Lorenzo Córdova Vianello *

La aspiración de todo autócrata es la de controlar los modos en los que sus gobernados razonan y a partir de los cuales construyen sus juicios con la finalidad de imponer un pensamiento y una visión única del mundo y de sus problemas. Que la opinión del gobernante sea asumida como la verdad oficial y, de ser posible, como exclusiva e incontestada, es la máxima aspiración autoritaria.

No es casual que todo autoritario asuma al relativismo de las ideas y al pensamiento crítico como fenómenos despreciables y peligrosos, pues abren la puerta a rechazar o cuestionar los puntos de vista que pretenden imponerse desde el poder.

Por eso, todos los gobiernos democráticos se definen, en principio, por su tolerancia a la crítica, a las objeciones y al escrutinio público. En ese sentido, las democracias hacen de las libertades de pensamiento, de expresión y de manifestación de las ideas, uno de sus pilares básicos y, por el contrario, son las primeras libertades que son suprimidas por los autoritarismos.

Uno de los fundamentos del pensamiento y de la expresión es el lenguaje. Controlar o acotar el modo en el que las personas se expresan -o pretender hacerlo- es, en ese sentido, una manera de ejercer una censura también al pensamiento.

Nadie entendió y explicó tan bien ese hecho como George Orwell quien, en 1984 construyó una distopía en la que, en la autoritaria Inglaterra del “Hermano Mayor”, la manipulación del lenguaje a través de la imposición de la “nuevalengua” como el idioma oficial constituía uno de los principales elementos de control del modo de actuar y de pensar de las personas bajo el régimen del imaginario “socialismo inglés” (Socing).

“El propósito de la nuevalengua -escribía Orwell- no era solo proporcionar un medio de expresión a la visión del mundo y los hábitos mentales de los devotos del Socing, sino que fuese imposible cualquier otro modo de pensar. La intención era que… cualquier pensamiento herético -cualquier idea que se separase de los principios del Socing- fuese inconcebible, al menos en la medida en que el pensamiento depende de las palabras… La nuevalengua estaba pensada no para extender, sino para disminuir el alcance del pensamiento, y dicho propósito se lograba de manera indirecta reduciendo al mínimo el número de palabras disponibles”. (1984, Penguin-Random House, México, 2018, pp. 315-316).

Consciente o inconscientemente, el régimen de López Obrador, cuyos rasgos autoritarios son innegables y evidentes, ha venido instrumentando -de manera muy exitosa- una permanente y progresiva vulgarización, reducción y simplificación del lenguaje político que claramente pretende imponer un único modo de razonar y de discutir públicamente los temas públicos.

Así, bautizó su movimiento político, con una grandilocuente pretensión histórica: “Cuarta Transformación”. Así impuso conceptos como el de “mañanera” para referirse a su conferencia de prensa diaria.

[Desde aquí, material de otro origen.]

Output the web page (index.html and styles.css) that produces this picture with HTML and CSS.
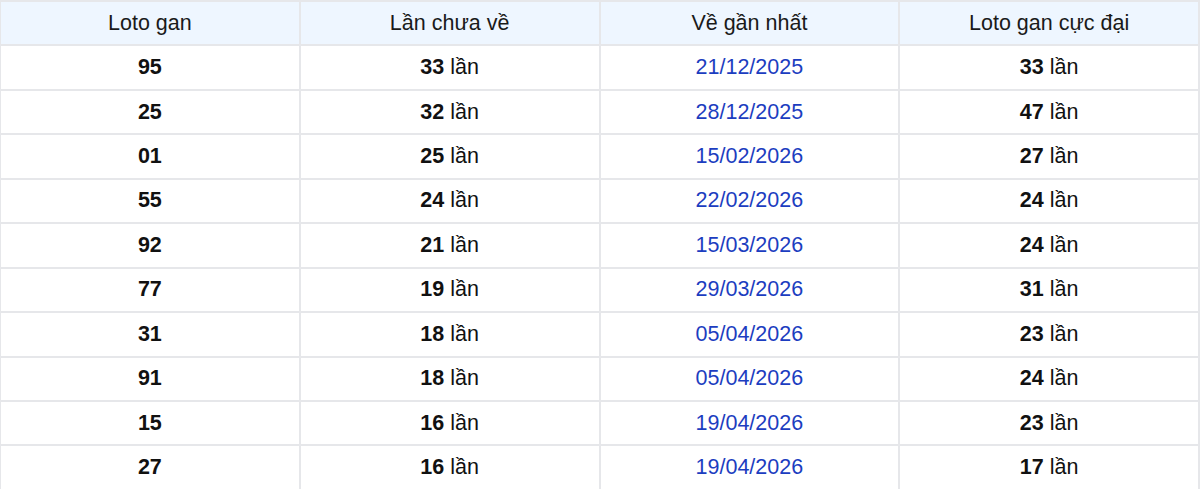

Así ha dividido al mundo entre el “pueblo bueno” (el “movimiento” lo llama) y sus enemigos: “conservadores”, “fifís”, “neoliberales”, “clasistas y racistas”, “privilegiados”, “machuchones”, “neoporfiristas”, “corruptos”, “aspiracionistas”, etc.

Lo peor es que, gracias al potente control de la narrativa pública que ha logrado López Obrador, ha conseguido que la “nuevalengua” (vulgar, reducida y simplificada) que nos ha impuesto no sólo sea utilizada y repetida por sus acólitos, seguidores y propagandistas más fanáticos, sino también en general por la prensa, la opinión pública y hasta por sus opositores. Hoy prácticamente todos, políticos (morenistas y opositores), funcionarios públicos, articulistas, periodistas y hasta académicos en las universidades, hablan con los términos y con los modos que nos ha impuesto el presidente.

El hecho no dejaría de ser anecdótico si no mediara la advertencia orwelliana: el primer paso es hacernos hablar como él quiere -donde “él” es el Hermano Mayor, el presidente, el líder, y sígale usted-; el segundo paso es que razonemos y pensemos como él pretende. Y la verdad es que el modo de discurrir de buena parte de la sociedad y de la clase política es el que AMLO nos ha impuesto.

Yo me he rehusado -y lo sigo haciendo- a hablar como otros quieren que hablemos, no sólo porque caer en ese juego es aceptar una derrota cultural y política, sino porque reivindico mi autonomía y mi democrático derecho a pensar y a hablar distinto.